NYSP Trooper Brian Falb Laid To Rest in Plattsburgh

PLATTSBURGH, NY - New York State Trooper Brian Falb, of Morrisonville, served his whole career in Plattsburgh but lent his hand when others across the state needed him.

The father of four was laid to rest Monday after a hard fought battle with brain cancer.

As the people in his life tell it, Trooper Falb was a man you wanted to know.

“Brian was the friend you could always count on to be there,” said Alesia Terry, a cousin of Trooper Falb’s wife, during a eulogy.

“Great sense of humor, right up until his last days. The people that were around him really felt connected and he was able to connect with people at a moment's notice,” said Major John Tibbitts, NYSP Troop B Commander.

He’s described as a doting husband, a connected father and an impassioned state trooper.

“He was so proud to be a state police officer. Putting that uniform on was one of the best times of his day,” said Terry.

“He was dedicated. His coworkers looked up to him as a leader, loved him,” said New York State Police Superintendent George Beach II.

Trooper Falb spent 18 years in Plattsburgh as a state trooper but ventured throughout the state when duty called, including after Hurricane Sandy hit in 2012.

“He made the trip to Long Island. He was an integral part of the Dannemora manhunt and he served multiple tours at Ground Zero,” said Superintendent Beach.

It was that dedicated search and rescue effort after 9/11 that his family says lead to a stage four brain cancer diagnosis last year.

“Cancer did not define Brian nor did it break his spirit. He never gave up hope and remained fighting like a trooper right up until the very end. Brian's concern was not of himself but his children and Mary,” said Terry. "The last memory of Brian that will be with me forever is him playing with Mary's hair and rubbing her back as he clung to this life. Always wanting to show her the love, admiration and appreciation that he will forever have for her."

Trooper Falb and his wife, Mary, share three daughters and a young son.

At the funeral in Plattsburgh Monday, speakers read statements on behalf of each of the children:
“My dad was my first love, my first hero and my first loss.”
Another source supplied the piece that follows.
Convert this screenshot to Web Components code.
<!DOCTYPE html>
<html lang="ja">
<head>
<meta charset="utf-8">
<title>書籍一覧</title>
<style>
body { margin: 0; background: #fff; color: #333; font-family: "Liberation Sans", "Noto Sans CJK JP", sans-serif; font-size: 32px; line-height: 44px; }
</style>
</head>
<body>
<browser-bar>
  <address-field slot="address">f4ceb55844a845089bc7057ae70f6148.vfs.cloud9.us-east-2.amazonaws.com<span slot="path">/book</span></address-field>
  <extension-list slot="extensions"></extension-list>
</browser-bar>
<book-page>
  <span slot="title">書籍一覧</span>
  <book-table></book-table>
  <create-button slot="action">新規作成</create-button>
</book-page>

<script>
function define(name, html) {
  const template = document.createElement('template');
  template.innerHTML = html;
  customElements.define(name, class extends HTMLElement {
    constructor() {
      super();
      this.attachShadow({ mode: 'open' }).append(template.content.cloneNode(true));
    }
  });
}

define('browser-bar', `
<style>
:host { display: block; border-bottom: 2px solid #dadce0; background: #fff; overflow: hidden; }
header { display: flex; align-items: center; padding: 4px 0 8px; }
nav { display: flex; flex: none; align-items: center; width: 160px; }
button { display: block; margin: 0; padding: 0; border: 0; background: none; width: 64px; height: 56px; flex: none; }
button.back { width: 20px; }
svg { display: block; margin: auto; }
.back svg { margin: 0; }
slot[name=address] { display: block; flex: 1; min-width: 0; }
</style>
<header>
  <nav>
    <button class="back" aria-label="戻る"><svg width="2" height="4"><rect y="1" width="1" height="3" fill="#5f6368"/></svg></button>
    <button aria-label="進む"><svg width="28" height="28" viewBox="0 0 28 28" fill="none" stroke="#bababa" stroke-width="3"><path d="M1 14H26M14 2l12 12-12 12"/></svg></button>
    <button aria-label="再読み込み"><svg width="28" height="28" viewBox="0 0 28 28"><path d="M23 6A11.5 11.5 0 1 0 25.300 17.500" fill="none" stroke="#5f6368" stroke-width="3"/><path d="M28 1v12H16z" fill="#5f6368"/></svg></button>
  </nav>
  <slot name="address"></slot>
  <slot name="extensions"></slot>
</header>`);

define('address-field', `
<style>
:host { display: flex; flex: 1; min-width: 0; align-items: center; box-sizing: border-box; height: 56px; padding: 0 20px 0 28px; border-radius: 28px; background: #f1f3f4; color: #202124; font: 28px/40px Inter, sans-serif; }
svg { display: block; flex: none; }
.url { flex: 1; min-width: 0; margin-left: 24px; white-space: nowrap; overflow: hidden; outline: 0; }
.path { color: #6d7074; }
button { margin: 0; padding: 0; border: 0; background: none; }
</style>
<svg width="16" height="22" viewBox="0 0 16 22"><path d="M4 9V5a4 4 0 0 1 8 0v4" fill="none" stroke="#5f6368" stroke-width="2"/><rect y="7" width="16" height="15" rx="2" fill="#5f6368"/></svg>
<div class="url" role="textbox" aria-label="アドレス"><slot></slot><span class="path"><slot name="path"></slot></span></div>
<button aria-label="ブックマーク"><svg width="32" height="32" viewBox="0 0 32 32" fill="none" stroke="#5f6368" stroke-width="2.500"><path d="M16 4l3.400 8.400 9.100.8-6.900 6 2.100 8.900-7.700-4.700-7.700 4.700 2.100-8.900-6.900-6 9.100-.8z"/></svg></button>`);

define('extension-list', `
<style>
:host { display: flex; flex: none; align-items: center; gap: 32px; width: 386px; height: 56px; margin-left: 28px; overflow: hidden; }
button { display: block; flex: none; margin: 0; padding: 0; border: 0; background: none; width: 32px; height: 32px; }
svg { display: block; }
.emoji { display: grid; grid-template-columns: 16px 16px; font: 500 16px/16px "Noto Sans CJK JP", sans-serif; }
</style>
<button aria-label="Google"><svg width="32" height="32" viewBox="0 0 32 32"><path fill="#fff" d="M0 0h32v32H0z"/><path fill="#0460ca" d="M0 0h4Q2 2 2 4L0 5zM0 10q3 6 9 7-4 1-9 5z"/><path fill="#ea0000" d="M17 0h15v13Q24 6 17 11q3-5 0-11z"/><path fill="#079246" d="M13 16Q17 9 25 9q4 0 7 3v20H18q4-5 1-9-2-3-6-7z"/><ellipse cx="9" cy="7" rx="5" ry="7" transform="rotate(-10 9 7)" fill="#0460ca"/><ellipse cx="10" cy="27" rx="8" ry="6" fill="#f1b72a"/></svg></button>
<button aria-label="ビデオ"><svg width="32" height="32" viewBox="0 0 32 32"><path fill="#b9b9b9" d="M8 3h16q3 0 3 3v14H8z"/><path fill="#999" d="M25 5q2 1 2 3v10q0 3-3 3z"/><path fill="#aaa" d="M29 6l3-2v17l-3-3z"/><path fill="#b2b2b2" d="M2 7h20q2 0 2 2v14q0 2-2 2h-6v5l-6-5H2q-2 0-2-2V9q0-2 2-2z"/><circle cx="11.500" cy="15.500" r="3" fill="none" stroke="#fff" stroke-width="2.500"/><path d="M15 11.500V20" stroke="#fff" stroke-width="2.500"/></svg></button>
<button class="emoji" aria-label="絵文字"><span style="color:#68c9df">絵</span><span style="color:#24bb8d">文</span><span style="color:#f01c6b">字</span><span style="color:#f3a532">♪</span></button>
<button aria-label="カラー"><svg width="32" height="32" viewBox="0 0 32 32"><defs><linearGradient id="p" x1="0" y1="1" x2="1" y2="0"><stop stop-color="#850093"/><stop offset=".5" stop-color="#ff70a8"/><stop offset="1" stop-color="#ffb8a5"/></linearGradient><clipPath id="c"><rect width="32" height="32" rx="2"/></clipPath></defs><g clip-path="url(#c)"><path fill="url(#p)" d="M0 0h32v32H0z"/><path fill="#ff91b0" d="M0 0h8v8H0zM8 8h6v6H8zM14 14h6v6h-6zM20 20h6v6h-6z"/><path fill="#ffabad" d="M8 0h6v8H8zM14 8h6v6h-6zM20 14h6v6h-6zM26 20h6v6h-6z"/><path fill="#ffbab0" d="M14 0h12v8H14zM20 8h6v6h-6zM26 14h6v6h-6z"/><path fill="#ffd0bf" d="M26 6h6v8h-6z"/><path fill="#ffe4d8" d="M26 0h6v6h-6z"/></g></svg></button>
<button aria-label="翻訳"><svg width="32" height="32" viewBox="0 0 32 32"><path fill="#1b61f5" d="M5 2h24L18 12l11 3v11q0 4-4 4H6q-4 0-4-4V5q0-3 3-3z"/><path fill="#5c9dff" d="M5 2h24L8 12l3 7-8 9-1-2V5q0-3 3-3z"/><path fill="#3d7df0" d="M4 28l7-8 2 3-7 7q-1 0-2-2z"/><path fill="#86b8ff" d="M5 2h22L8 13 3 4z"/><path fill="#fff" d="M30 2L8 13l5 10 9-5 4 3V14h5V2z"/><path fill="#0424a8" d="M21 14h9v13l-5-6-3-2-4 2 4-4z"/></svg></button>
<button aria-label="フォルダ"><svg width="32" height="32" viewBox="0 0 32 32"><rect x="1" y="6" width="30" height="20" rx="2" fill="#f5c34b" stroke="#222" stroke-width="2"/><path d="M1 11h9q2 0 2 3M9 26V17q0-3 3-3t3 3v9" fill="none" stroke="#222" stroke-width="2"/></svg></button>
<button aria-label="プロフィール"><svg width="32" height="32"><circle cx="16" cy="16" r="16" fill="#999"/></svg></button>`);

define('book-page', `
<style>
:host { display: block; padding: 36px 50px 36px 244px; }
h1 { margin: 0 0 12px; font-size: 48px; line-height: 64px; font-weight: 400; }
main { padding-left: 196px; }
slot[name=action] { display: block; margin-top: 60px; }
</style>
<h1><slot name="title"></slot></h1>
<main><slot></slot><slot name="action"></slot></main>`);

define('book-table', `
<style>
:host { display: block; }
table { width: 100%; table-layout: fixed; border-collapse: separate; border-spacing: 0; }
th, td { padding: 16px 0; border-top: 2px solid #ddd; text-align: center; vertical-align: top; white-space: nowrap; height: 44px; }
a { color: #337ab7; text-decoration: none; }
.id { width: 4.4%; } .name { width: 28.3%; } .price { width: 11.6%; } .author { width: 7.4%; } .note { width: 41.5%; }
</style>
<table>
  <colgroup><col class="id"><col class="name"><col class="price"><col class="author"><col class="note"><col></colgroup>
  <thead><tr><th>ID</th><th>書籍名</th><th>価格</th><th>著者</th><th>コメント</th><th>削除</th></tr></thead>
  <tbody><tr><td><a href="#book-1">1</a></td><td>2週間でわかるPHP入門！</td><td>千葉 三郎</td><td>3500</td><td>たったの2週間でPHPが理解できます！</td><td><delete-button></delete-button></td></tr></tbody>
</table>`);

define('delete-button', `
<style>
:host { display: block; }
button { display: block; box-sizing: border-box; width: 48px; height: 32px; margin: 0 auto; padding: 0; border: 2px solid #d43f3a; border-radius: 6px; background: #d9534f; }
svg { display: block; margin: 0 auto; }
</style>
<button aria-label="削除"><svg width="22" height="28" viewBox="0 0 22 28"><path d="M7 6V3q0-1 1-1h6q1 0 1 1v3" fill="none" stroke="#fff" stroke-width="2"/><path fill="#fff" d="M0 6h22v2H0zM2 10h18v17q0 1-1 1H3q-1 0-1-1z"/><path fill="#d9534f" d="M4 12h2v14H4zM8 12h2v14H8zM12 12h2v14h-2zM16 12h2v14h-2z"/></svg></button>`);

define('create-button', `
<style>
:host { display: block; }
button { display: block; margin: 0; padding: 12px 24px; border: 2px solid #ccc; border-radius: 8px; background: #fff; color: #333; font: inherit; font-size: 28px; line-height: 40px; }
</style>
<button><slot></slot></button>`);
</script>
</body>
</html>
"I'm thankful of having so many memories of him that will carry with me forever.”

"I'm definitely going to miss hearing his voice in the crowd at every game."

"He was the best father, the best friend and the best example his son would ever have."
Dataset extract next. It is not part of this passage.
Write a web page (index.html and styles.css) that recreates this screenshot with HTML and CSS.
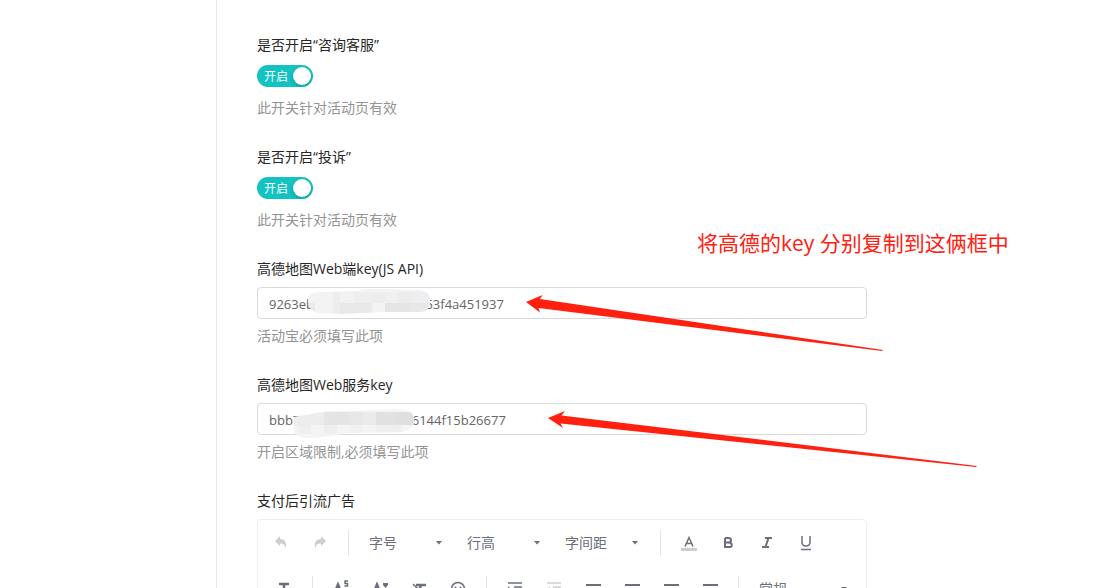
FILE: index.html
```
<!DOCTYPE html>
<html lang="zh-CN">
<head>
    <meta charset="UTF-8">
    <meta name="viewport" content="width=device-width, initial-scale=1.0">
    <title>活动设置</title>
    <link rel="stylesheet" href="styles.css">
</head>
<body>
    <aside class="sidebar"></aside>

    <main class="content">
        <form class="settings">
            <div class="field">
                <label class="field-label" for="service">是否开启“咨询客服”</label>
                <div class="switch">
                    <input type="checkbox" role="switch" id="service" checked>
                    <span class="switch-text">开启</span>
                </div>
                <p class="help">此开关针对活动页有效</p>
            </div>

            <div class="field">
                <label class="field-label" for="complaint">是否开启“投诉”</label>
                <div class="switch">
                    <input type="checkbox" role="switch" id="complaint" checked>
                    <span class="switch-text">开启</span>
                </div>
                <p class="help">此开关针对活动页有效</p>
            </div>

            <div class="field">
                <label class="field-label" for="js-key">高德地图Web端key(JS API)</label>
                <div class="key-box">
                    <input class="key-input" type="text" id="js-key" value="9263eb&#160;&#160;&#160;&#160;&#160;&#160;&#160;&#160;&#160;&#160;&#160;&#160;&#160;&#160;&#160;&#160;&#160;&#160;&#160;&#160;&#160;&#160;&#160;&#160;&#160;&#160;&#160;&#160;&#160;&#160;&#160;&#160;&#160;53f4a451937">
                    <svg class="mask mask-js" width="126" height="28" viewBox="0 0 126 28" aria-hidden="true">
                        <clipPath id="mask-js"><path d="M1 12 Q2 4 12 4 L50 3 Q58 0 68 1 L112 2 Q123 3 123 12 V15 Q122 24 112 24 L78 24 L32 26 L12 25 Q2 23 1 14Z"/></clipPath>
                        <g clip-path="url(#mask-js)">
                            <rect width="126" height="28" fill="#f3f3f4"/>
                            <rect x="26" y="4" width="7" height="22" fill="#ededee"/>
                            <rect x="33" y="4" width="14" height="11" fill="#f1f2f2"/>
                            <rect x="47" y="4" width="19" height="11" fill="#eeeeef"/>
                            <rect x="66" y="4" width="12" height="11" fill="#ececed"/>
                            <rect x="78" y="4" width="13" height="11" fill="#f0f0f0"/>
                            <rect x="91" y="4" width="13" height="11" fill="#ececec"/>
                            <rect x="104" y="4" width="20" height="11" fill="#eeeef0"/>
                            <rect y="15" width="8" height="11" fill="#e9ebed"/>
                            <rect x="33" y="15" width="32" height="11" fill="#e9e9ea"/>
                            <rect x="78" y="15" width="25" height="11" fill="#e5e5e6"/>
                            <rect x="103" y="15" width="23" height="11" fill="#e8e8e9"/>
                        </g>
                    </svg>
                    <svg class="arrow arrow-js" width="358" height="58" viewBox="0 0 358 58" aria-hidden="true">
                        <path d="M0 9 L16.500 2 L14 6 L357 57 L356 58 L12.500 15 L14 19.500Z"/>
                    </svg>
                </div>
                <p class="help">活动宝必须填写此项</p>
                <p class="note">将高德的key 分别复制到这俩框中</p>
            </div>

            <div class="field">
                <label class="field-label" for="web-key">高德地图Web服务key</label>
                <div class="key-box">
                    <input class="key-input" type="text" id="web-key" value="bbb7&#160;&#160;&#160;&#160;&#160;&#160;&#160;&#160;&#160;&#160;&#160;&#160;&#160;&#160;&#160;&#160;&#160;&#160;&#160;&#160;&#160;&#160;&#160;&#160;&#160;&#160;&#160;&#160;&#160;&#160;&#160;&#160;&#160;6144f15b26677">
                    <svg class="mask mask-web" width="124" height="32" viewBox="0 0 124 32" aria-hidden="true">
                        <clipPath id="mask-web"><path d="M2 9 Q14 7 34 3 L90 2 Q108 0 116 3 Q123 6 122 15 Q120 22 110 24 L60 25 L22 30 Q3 31 1 21Z"/></clipPath>
                        <g clip-path="url(#mask-web)">
                            <rect width="124" height="32" fill="#f4f4f4"/>
                            <rect y="5" width="32" height="12" fill="#ecedee"/>
                            <rect x="32" y="4" width="26" height="13" fill="#e2e4e5"/>
                            <rect x="58" y="4" width="12" height="13" fill="#e7e7e8"/>
                            <rect x="70" y="4" width="14" height="13" fill="#ebebec"/>
                            <rect x="84" y="4" width="20" height="13" fill="#e0e1e2"/>
                            <rect x="104" y="4" width="20" height="13" fill="#dfdfdf"/>
                            <rect x="6" y="17" width="13" height="9" fill="#efeff0"/>
                            <rect x="32" y="17" width="13" height="9" fill="#eeeeef"/>
                            <rect x="58" y="17" width="13" height="9" fill="#f1f1f1"/>
                            <rect x="84" y="17" width="26" height="9" fill="#efefef"/>
                        </g>
                    </svg>
                    <svg class="arrow arrow-web" width="430" height="58" viewBox="0 0 430 58" aria-hidden="true">
                        <path d="M0 9 L17 2 L13.500 6.500 L429 57 L428 58 L12.500 14.500 L15 19Z"/>
                    </svg>
                </div>
                <p class="help">开启区域限制,必须填写此项</p>
            </div>

            <div class="field">
                <span class="field-label">支付后引流广告</span>
                <div class="editor">
                    <div class="toolbar">
                        <button type="button" class="tool disabled" aria-label="撤销">
                            <svg width="18" height="18" viewBox="0 0 18 18"><path d="M3 7 L8 2 V5 C13 5 15.500 9 13.500 15 C13.500 11 11.500 9.500 8 9.500 V12Z"/></svg>
                        </button>
                        <button type="button" class="tool disabled" aria-label="重做">
                            <svg width="18" height="18" viewBox="0 0 18 18"><path d="M15 7 L10 2 V5 C5 5 2.500 9 4.500 15 C4.500 11 6.500 9.500 10 9.500 V12Z"/></svg>
                        </button>
                        <span class="divider"></span>
                        <div class="picker">
                            <select aria-label="字号"><option>字号</option></select>
                            <svg class="caret" width="8" height="4" viewBox="0 0 8 4"><path d="M1 0H7L4 3.500Z"/></svg>
                        </div>
                        <div class="picker">
                            <select aria-label="行高"><option>行高</option></select>
                            <svg class="caret" width="8" height="4" viewBox="0 0 8 4"><path d="M1 0H7L4 3.500Z"/></svg>
                        </div>
                        <div class="picker">
                            <select aria-label="字间距"><option>字间距</option></select>
                            <svg class="caret" width="8" height="4" viewBox="0 0 8 4"><path d="M1 0H7L4 3.500Z"/></svg>
                        </div>
                        <span class="divider"></span>
                        <button type="button" class="tool" aria-label="文字颜色">
                            <svg width="18" height="18" viewBox="0 0 18 18"><path class="line thin" d="M5 12.500 L9 3.500 L13 12.500 M6.500 9.500 H11.500"/><path class="pale" d="M1 14H17V17H1Z"/></svg>
                        </button>
                        <button type="button" class="tool" aria-label="加粗">
                            <svg width="18" height="18" viewBox="0 0 18 18"><path class="line" d="M6 4 H9.500 Q12 4 12 6.200 T9.500 8.500 H6 M9.500 8.500 Q12.800 8.500 12.800 11 T10 13 H6 V4"/></svg>
                        </button>
                        <button type="button" class="tool" aria-label="斜体">
                            <svg width="18" height="18" viewBox="0 0 18 18"><path class="line" d="M7 4 H14 M4 13 H11 M10.500 4 L7.500 13"/></svg>
                        </button>
                        <button type="button" class="tool" aria-label="下划线">
                            <svg width="18" height="18" viewBox="0 0 18 18"><path class="line thin" d="M5 2 V8 Q5 12 9 12 T13 8 V2 M4 15.500 H14"/></svg>
                        </button>
                    </div>

                    <div class="toolbar toolbar-second">
                        <button type="button" class="tool" aria-label="清除格式">
                            <svg width="18" height="18" viewBox="0 0 18 18"><path class="line bold" d="M4 4H14 M9 4V14"/></svg>
                        </button>
                        <span class="divider"></span>
                        <button type="button" class="tool" aria-label="上标">
                            <svg width="18" height="18" viewBox="0 0 18 18"><path class="line bold" d="M2 14 L6 4.500 L10 14 M4 11H8"/><path class="line small" d="M16 1 H13 V3.500 H15.500 V6 H12.500"/></svg>
                        </button>
                        <button type="button" class="tool" aria-label="字体大小">
                            <svg width="18" height="18" viewBox="0 0 18 18"><path class="line bold" d="M2 14 L6 4.500 L10 14 M4 11H8"/><path d="M12 3H17V5L14.500 8L12 5Z"/></svg>
                        </button>
                        <button type="button" class="tool" aria-label="清除样式">
                            <svg width="18" height="18" viewBox="0 0 18 18"><path class="line bold" d="M6 5H16 M11 5L8 14"/><path class="line thin" d="M3 4L13 14"/></svg>
                        </button>
                        <button type="button" class="tool" aria-label="表情">
                            <svg width="18" height="18" viewBox="0 0 18 18"><circle class="line thin" cx="9" cy="9" r="6.500"/><circle cx="6.500" cy="7.500" r="1"/><circle cx="11.500" cy="7.500" r="1"/><path class="line" d="M6 11Q9 14 12 11"/></svg>
                        </button>
                        <span class="divider"></span>
                        <button type="button" class="tool" aria-label="增加缩进">
                            <svg width="18" height="18" viewBox="0 0 18 18"><path class="line thin" d="M2 3H16 M8 7H16 M8 11H16 M2 15H16"/><path d="M2 6L5 9L2 12Z"/></svg>
                        </button>
                        <button type="button" class="tool disabled" aria-label="减少缩进">
                            <svg width="18" height="18" viewBox="0 0 18 18"><path class="line thin" d="M2 3H16 M8 7H16 M8 11H16 M2 15H16"/><path d="M5 6L2 9L5 12Z"/></svg>
                        </button>
                        <button type="button" class="tool" aria-label="左对齐">
                            <svg width="18" height="18" viewBox="0 0 18 18"><path class="line" d="M2 5H17 M2 9H12 M2 13H17"/></svg>
                        </button>
                        <button type="button" class="tool" aria-label="居中">
                            <svg width="18" height="18" viewBox="0 0 18 18"><path class="line" d="M2 5H17 M5 9H14 M2 13H17"/></svg>
                        </button>
                        <button type="button" class="tool" aria-label="右对齐">
                            <svg width="18" height="18" viewBox="0 0 18 18"><path class="line" d="M2 5H17 M7 9H17 M2 13H17"/></svg>
                        </button>
                        <button type="button" class="tool" aria-label="两端对齐">
                            <svg width="18" height="18" viewBox="0 0 18 18"><path class="line" d="M2 5H17 M2 9H17 M2 13H17"/></svg>
                        </button>
                        <span class="divider"></span>
                        <div class="picker picker-wide">
                            <select aria-label="段落格式"><option>常规</option></select>
                            <svg class="caret" width="8" height="4" viewBox="0 0 8 4"><path d="M1 0H7L4 3.500Z"/></svg>
                        </div>
                    </div>
                </div>
            </div>
        </form>
    </main>
</body>
</html>
```
FILE: styles.css
```
* {
    box-sizing: border-box;
}
body {
    display: flex;
    height: 100vh;
    margin: 0;
    overflow: hidden;
    background: #fff;
    color: #262626;
    font-family: "Open Sans", "Noto Sans CJK SC", sans-serif;
    font-size: 14px;
    line-height: 22px;
}
.sidebar {
    flex: 0 0 217px;
    border-right: 1px solid #e8e8e8;
}
.content {
    flex: 1;
    padding: 34px 40px 0;
}
.settings {
    max-width: 610px;
}

/* Form fields */
.field {
    position: relative;
    margin-bottom: 27px;
}
.field-label {
    display: block;
    margin-bottom: 7px;
}
.help {
    margin: 6px 0 0;
    color: #949494;
}

/* Switch */
.switch {
    display: grid;
    width: 56px;
    padding: 2px 0 4px;
}
.switch input,
.switch-text {
    grid-area: 1 / 1;
}
.switch input {
    appearance: none;
    display: flex;
    justify-content: flex-end;
    width: 56px;
    height: 22px;
    margin: 0;
    padding: 2px;
    border-radius: 11px;
    background: #13c2c2;
    cursor: pointer;
}
.switch input::before {
    content: "";
    width: 18px;
    height: 18px;
    border-radius: 50%;
    background: #fff;
    box-shadow: 0 2px 4px rgba(0, 35, 11, 0.2);
}
.switch-text {
    padding: 1px 0 0 7px;
    color: #fff;
    font-size: 12px;
    line-height: 21px;
    pointer-events: none;
}

/* Key inputs */
.key-box {
    position: relative;
}
.key-input {
    display: block;
    width: 100%;
    height: 32px;
    padding: 5px 11px 4px;
    border: 1px solid #d9d9d9;
    border-radius: 4px;
    background: #fff;
    color: #666;
    font-family: inherit;
    font-size: 13px;
}
.mask,
.arrow,
.note {
    position: absolute;
    pointer-events: none;
}
.mask-js {
    top: 1px;
    left: 50px;
}
.mask-web {
    top: 5px;
    left: 35px;
}
.arrow {
    fill: #ff2010;
}
.arrow-js {
    top: 6px;
    left: 269px;
}
.arrow-web {
    top: 6px;
    left: 291px;
}
.note {
    top: -30px;
    left: 440px;
    margin: 0;
    color: #ff2010;
    font-size: 21px;
    line-height: 30px;
    white-space: nowrap;
}

/* Editor */
.editor {
    border: 1px solid #eee;
    border-radius: 4px;
}
.toolbar {
    display: flex;
    align-items: center;
    height: 46px;
    padding-left: 3px;
}
.toolbar-second {
    padding-left: 6px;
}
.tool {
    display: flex;
    align-items: center;
    justify-content: center;
    width: 39px;
    height: 32px;
    padding: 0;
    border: 0;
    background: none;
    color: #6a6f7b;
    cursor: pointer;
}
.tool.disabled {
    color: #cdced2;
}
.tool svg,
.caret {
    fill: currentColor;
}
.tool .line {
    fill: none;
    stroke: currentColor;
    stroke-width: 2;
}
.tool .bold {
    stroke-width: 2.5;
}
.tool .thin,
.tool .small {
    stroke-width: 1.5;
}
.tool .pale {
    fill: #cdced2;
}
.divider {
    width: 1px;
    height: 26px;
    margin: 0 8px 0 9px;
    background: #e3e4e7;
}
.picker {
    display: grid;
    align-items: center;
    width: 98px;
    color: #6a6f7b;
}
.picker select {
    grid-area: 1 / 1;
    appearance: none;
    width: 100%;
    height: 32px;
    padding: 0 12px 2px;
    border: 0;
    background: none;
    color: inherit;
    font-family: inherit;
    font-size: 14px;
}
.caret {
    grid-area: 1 / 1;
    justify-self: end;
    margin-right: 12px;
    pointer-events: none;
}
.picker-wide {
    width: 113px;
}
```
Falb, 47, is now the fourth New York state trooper to die from an illness related to their work at the World Trade Center site after 9/11.

"Other agencies are going through it at a greater rate than we are, with the World Trade Center related illnesses. While we're here today to remember Brian, don't forget all the other cops and emergency services workers that are going through the same thing,” said Major Tibbitts to reporters.

New York’s Lieutenant Governor Kathy Hochul, along with law enforcement officials from several states including Vermont, New Jersey, North Carolina and California, attended Monday’s services.

In a statement, Vermont State Police Major Rick Hopkins wrote: “The Vermont State Police honor New York State Police Trooper Brian Falb’s many years of service to the people of New York, and wish to express our deepest sympathies and condolences to Brian’s family for their loss.”